Firstly, the CMA did not identify the level at which a price would not be excessive, which would seem to create legal uncertainty. Secondly, this was the largest fine ever imposed in UK’s competition law history. The authors, however, consider that fines are not a suitable penalty for excessive pricing cases. How likely is it that a penalty for excessive pricing will deter similar abusive behaviour in the future, and how great is the danger that effective deterrence of abusively high prices will also deter normal and pro-competitive business behaviour? Deterrence is likely to be most effective when the abusive behaviour is clearly distinct from normal business behaviour – which is not the case with excessive pricing.

Instead, the CMA could follow one of three approaches: (i) follow the lead created by the CMA’s own market studies. In almost all market investigations leading to remedies, the CMA and its predecessors determined that prices were excessive. As in those market studies, there seems to have been a possible regulatory reaction in this case, particularly as it could be said that there was a regulatory gap created by a failure to act on the part of the Department of Health. Thus, a recommendation for legislative reform to close that gap would have been a possible alternative to a fine in this case.

An addendum reflects the Competition Appeal’s Tribunal judgment on appeal from the CMA decision. ‘Although [the] focus in this piece was on policy rather than legal matters, the CAT judgment is highly relevant to several of the issues [discussed] here. The CAT rejected the grounds of appeal relating to market definition and dominance, citing the broad range of evidence in support of each and especially the clinical advice for continuity of supply. However, the CAT upheld the appeals against the CMA’s findings of abuse. [Regarding excessive prices], It found that the CMA had relied upon too narrow an evidence base in assessing prices against costs. However, its strongest criticisms appeared to be directed at the CMA’s approach to [unfairness], where the CAT criticised the CMA’s reliance on an ‘in itself’ assessment of unfairness (…) this test is an alternative to assessing unfairness against the price of competing products [which] does not allow the CMA to ignore arguments and evidence relating to comparators (…). The CAT also criticised the CMA for restating its price-cost finding as evidence for the assessment of unfairness.]

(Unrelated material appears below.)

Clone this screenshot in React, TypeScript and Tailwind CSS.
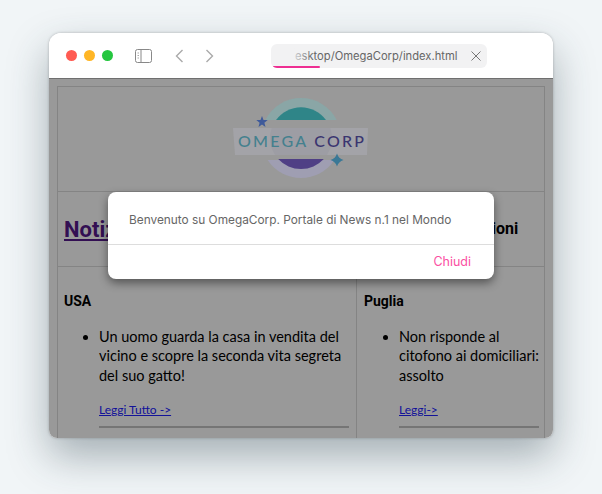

I am sympathetic to the authors’ argument that excessive pricing should be subject to a test with several checks and balances. As such, I agree that such a test should avoid ‘low evidential thresholds’ because this could lead to a great many markets in which prices could be found to be ‘excessive’, apparently enabling widespread regulatory intervention.

I am not sure that such risks are inherent to pure price-cost tests, though. After all, these tests could be subject to stricter evidentiary standards by coupling them with additional economic and non-economic criteria. In any event, I agree it is important not to reduce these factors to a single amorphous test, such as by collapsing ‘the two limbs of the excessive pricing test into one’.